Although with advantages, C-MESMA cannot adequately address the confusion between soil and ISA. This is because that the spectral signatures of sandy soil are highly similar to those of high albedo ISA. As a result, fractions of dry soil are overestimated. Nonetheless, most of the sandy soil is located in the developing regions or the factory areas. These areas, to a certain degree, are classified as urban land uses.
6. Conclusions
A novel approach called land cover-class based multiple endmember spectral mixture analysis (C-MESMA), which combines the pixel-based supervised classification and MESMA, is proposed to extract the fractions of the ISA, vegetation, and soil. The C-MESMA, which firstly partitions the land cover into three pure land cover classes (vegetation, impervious surface area, and soil) and three mixed land cover types (ISA-vegetation, soil-vegetation, and ISA-soil-vegetation), then estimates the fractional coverages of mixed land cover classes using MESMA, is a promising and efficient method to prevent the appearance of inappropriate endmembers. Mixed pixels are being classified as an independent land cover class, breaking through the limitation of pixel-based classification that every pixel should belong to a pure land cover class. A fraction value of one is assigned to the corresponding pure land cover classes while the mixed land cover classes are unmixed using MESMA with their corresponding spectral libraries, not only improving the computational efficiency but also avoiding overestimating the fraction of an improper endmember and underestimating the suitable endmember’s fraction. Accuracy assessment and quantitative/qualitative analyses prove the significantly better performance of C-MESMA when compared to MESMA.

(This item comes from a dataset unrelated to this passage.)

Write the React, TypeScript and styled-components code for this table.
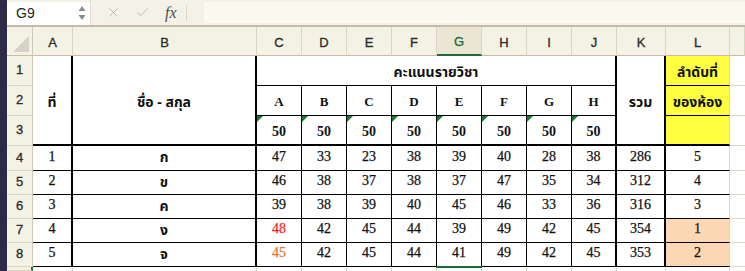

Admittedly, the classification accuracy of soil is relative low. A major reason is that the spectra of sandy soil and ISA are almost the same, which cannot be well distinguished through the SVM and MESMA. Additional information about soil should be included to reduce the mixture of sandy soil in the future. Moreover, the number of land surface features identified in this research is limited, and more details of specified materials in urban environment are expected to be distinguished in future experiments with the help of hyperspectral data.